The west coast of Northern Japan was hit by heavy blizzards over the weekend, with snow reaching a record high of 5.29 meters. Meanwhile, the death toll around the nation, as of February 24, from this season’s heavy winter has hit 67, while 444 have been badly wounded, according to the Fire and Disaster Management Agency (FDMA).
Of the 67 deaths, 52 were citizens aged 65 and older. Elderly citizens are at a higher risk, since the areas with the heaviest snowfall have aging populations. In 2010, 29.2% of residents in the designated areas were aged 65 and over, 6.4 points higher than the national average. 43 of the reported deaths occurred during snow removal. In the 2010-2011 and 2011-2012 winters, many of the deaths were also from snow removal.
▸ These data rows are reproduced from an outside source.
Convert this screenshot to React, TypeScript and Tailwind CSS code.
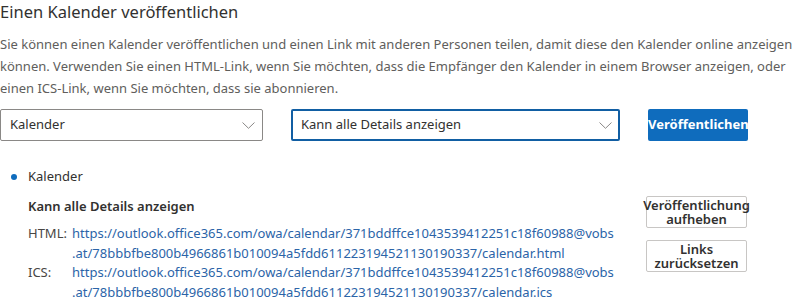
import React from "react";

function Chevron() {
  return (
    <svg width="13" height="7" viewBox="0 0 13 7" fill="none" className="shrink-0">
      <path d="M0.5 0.5 L6.5 6.3 L12.5 0.5" stroke="#8a8886" strokeWidth="1" />
    </svg>
  );
}

function Select({ label, focused, className }: { label: string; focused?: boolean; className: string }) {
  return (
    <div
      className={
        "h-[32px] flex items-center justify-between rounded-[2px] bg-white " +
        (focused ? "border-2 border-[#115ea3] pl-[8px] pr-[6px]" : "border border-[#8a8886] pl-[9px] pr-[7px]") +
        " " +
        className
      }
    >
      <span className="text-[13px] text-[#323130]">{label}</span>
      <Chevron />
    </div>
  );
}

const base = "https://outlook.office365.com/owa/calendar/371bddffce1043539412251c18f60988@vobs";
const rest = ".at/78bbbfbe800b4966861b010094a5fdd611223194521130190337/calendar";

export default function App() {
  return (
    <div className="w-[797px] h-[300px] overflow-hidden bg-white font-['Noto_Sans',sans-serif] text-[#323130]">
      <h1 className="text-[16.5px] leading-[24px] text-[#323130]">Einen Kalender veröffentlichen</h1>

      <p className="mt-[9px] text-[13px] leading-[22px] text-[#605e5c] whitespace-nowrap">
        Sie können einen Kalender veröffentlichen und einen Link mit anderen Personen teilen, damit diese den Kalender online anzeigen
        <br />
        können. Verwenden Sie einen HTML-Link, wenn Sie möchten, dass die Empfänger den Kalender in einem Browser anzeigen, oder
        <br />
        einen ICS-Link, wenn Sie möchten, dass sie abonnieren.
      </p>

      <div className="mt-[10px] flex items-center">
        <Select label="Kalender" className="w-[263px]" />
        <Select label="Kann alle Details anzeigen" focused className="ml-[28px] w-[329px]" />
        <button className="ml-[28px] h-[32px] w-[100px] rounded-[2px] bg-[#0f6cbd] text-[13px] font-bold text-white">
          Veröffentlichen
        </button>
      </div>

      <div className="mt-[26px] flex items-center h-[20px] pl-[11px]">
        <span className="w-[6px] h-[6px] rounded-full bg-[#0f6cbd]" />
        <span className="ml-[11px] text-[13px] text-[#323130]">Kalender</span>
      </div>

      <div className="mt-[9px] flex">
        <div className="pl-[28px] w-[646px]">
          <div className="text-[13px] leading-[20px] font-semibold text-[#323130]">Kann alle Details anzeigen</div>
          <div className="mt-[8px] grid grid-cols-[44px_1fr] text-[13px] leading-[19.5px]">
            <span className="text-[#484644]">HTML:</span>
            <span className="text-[#2b64a8] whitespace-nowrap">
              {base}
              <br />
              {rest}.html
            </span>
            <span className="text-[#484644]">ICS:</span>
            <span className="text-[#2b64a8] whitespace-nowrap">
              {base}
              <br />
              {rest}.ics
            </span>
          </div>
        </div>
        <div className="flex flex-col gap-[12px]">
          <button className="w-[101px] h-[32px] border border-[#c8c6c4] rounded-[2px] bg-white text-[13px] leading-[14px] font-semibold text-[#323130] whitespace-nowrap flex flex-col items-center justify-center">
            <span>Veröffentlichung</span>
            <span>aufheben</span>
          </button>
          <button className="w-[101px] h-[32px] border border-[#c8c6c4] rounded-[2px] bg-white text-[13px] leading-[14px] font-semibold text-[#323130] flex flex-col items-center justify-center">
            <span>Links</span>
            <span>zurücksetzen</span>
          </button>
        </div>
      </div>
    </div>
  );
}
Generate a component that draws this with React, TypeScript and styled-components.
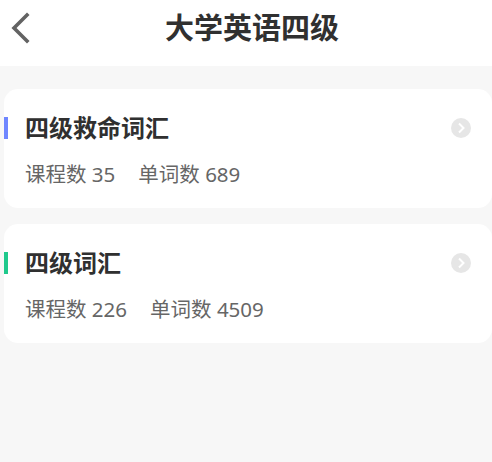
import { createGlobalStyle, styled } from "styled-components";

const GlobalStyle = createGlobalStyle`
  html, body {
    margin: 0;
    padding: 0;
    background: #f7f7f7;
    font-family: "Noto Sans", "Noto Sans CJK SC", sans-serif;
  }
  * { box-sizing: border-box; }
`;

const Page = styled.div`
  width: 492px;
  min-height: 462px;
  background: #f7f7f7;
`;

const TopBar = styled.header`
  display: flex;
  align-items: center;
  height: 66px;
  background: #ffffff;
`;

const BackBtn = styled.button`
  display: flex;
  align-items: center;
  width: 40px;
  height: 56px;
  padding: 0 0 0 10px;
  border: 0;
  background: none;
  margin-top: -10px;
`;

const Title = styled.h1`
  flex: 1;
  margin: -10px 0 0 0;
  padding-right: 28px;
  text-align: center;
  font-size: 29px;
  line-height: 36px;
  font-weight: 700;
  color: #303030;
`;

const List = styled.div`
  display: flex;
  flex-direction: column;
  gap: 16px;
  padding: 23px 0 0 4px;
`;

const Card = styled.div`
  background: #ffffff;
  border-radius: 14px;
  padding: 24px 0 21px 0;
`;

const HeadRow = styled.div`
  display: flex;
  align-items: center;
  height: 30px;
`;

const Accent = styled.span<{ $color: string }>`
  width: 4px;
  height: 22px;
  background: ${(p) => p.$color};
  margin-right: 17px;
`;

const CardTitle = styled.div`
  flex: 1;
  font-size: 24px;
  line-height: 30px;
  font-weight: 700;
  color: #303030;
`;

const Arrow = styled.span`
  display: flex;
  align-items: center;
  justify-content: center;
  width: 20px;
  height: 20px;
  border-radius: 50%;
  background: #e6e6e6;
  margin-right: 21px;
`;

const Stats = styled.div`
  display: flex;
  gap: 23px;
  margin-top: 18px;
  padding-left: 21px;
  font-size: 20.5px;
  line-height: 26px;
  color: #666666;
`;

const courses = [
  { name: "四级救命词汇", color: "#6f86ff", lessons: 35, words: 689 },
  { name: "四级词汇", color: "#1fc98c", lessons: 226, words: 4509 },
];

export default function App() {
  return (
    <Page>
      <GlobalStyle />
      <TopBar>
        <BackBtn aria-label="返回">
          <svg width="20" height="32" viewBox="0 0 20 32">
            <path d="M17 3 L4 16 L17 29" fill="none" stroke="#636363" strokeWidth="3.6" strokeLinecap="square" />
          </svg>
        </BackBtn>
        <Title>大学英语四级</Title>
      </TopBar>
      <List>
        {courses.map((c) => (
          <Card key={c.name}>
            <HeadRow>
              <Accent $color={c.color} />
              <CardTitle>{c.name}</CardTitle>
              <Arrow>
                <svg width="10" height="12" viewBox="0 0 10 12">
                  <path d="M3 1.5 L7.5 6 L3 10.5" fill="none" stroke="#ffffff" strokeWidth="2" />
                </svg>
              </Arrow>
            </HeadRow>
            <Stats>
              <span>课程数 {c.lessons}</span>
              <span>单词数 {c.words}</span>
            </Stats>
          </Card>
        ))}
      </List>
    </Page>
  );
}
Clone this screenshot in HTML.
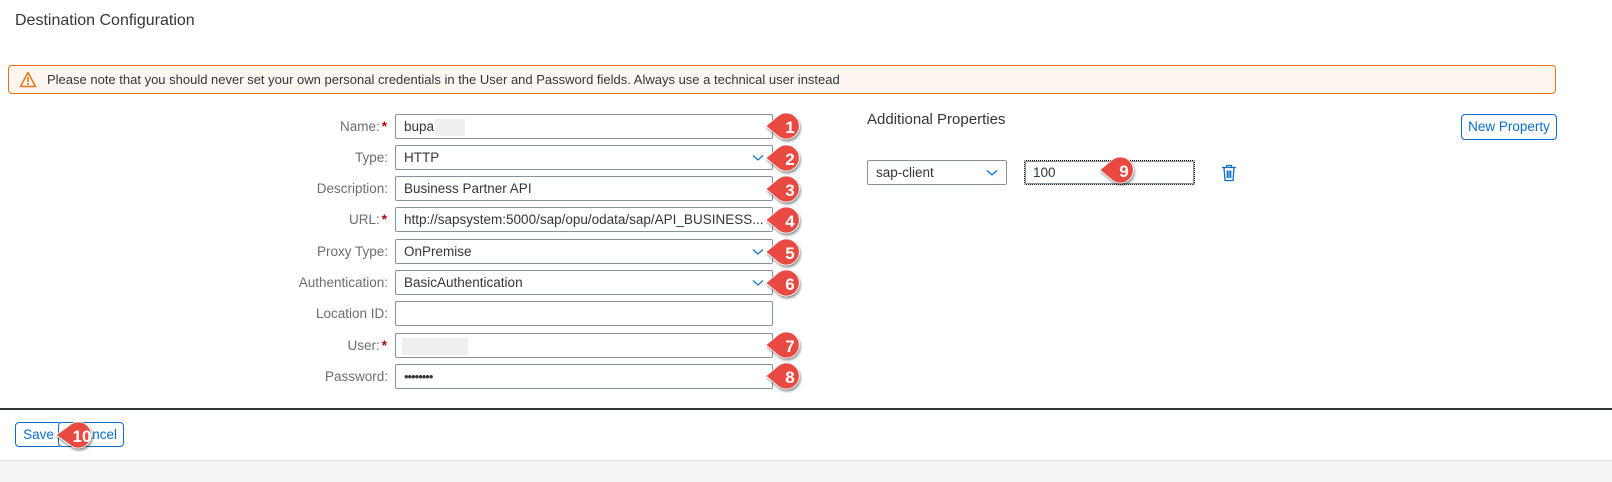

Takeshi Sato, head of the Snow and Ice Research Center at the National Research Institute for Earth Science and Disaster Prevention, says that the increasingly aging population in Japan and the rise in nuclear families have led to a situation where the elderly themselves have to do dangerous snow removal.
To deal with this issue, more municipalities are introducing programs where the community can provide snow removal assistance to the senior citizens. The government of Tokamachi, Niigata Prefecture, for example, has allocated around $1,065 in subsidies to communities that help out the elderly in snow removal. Sato emphasized, “A system that allows support from the whole of society is needed.”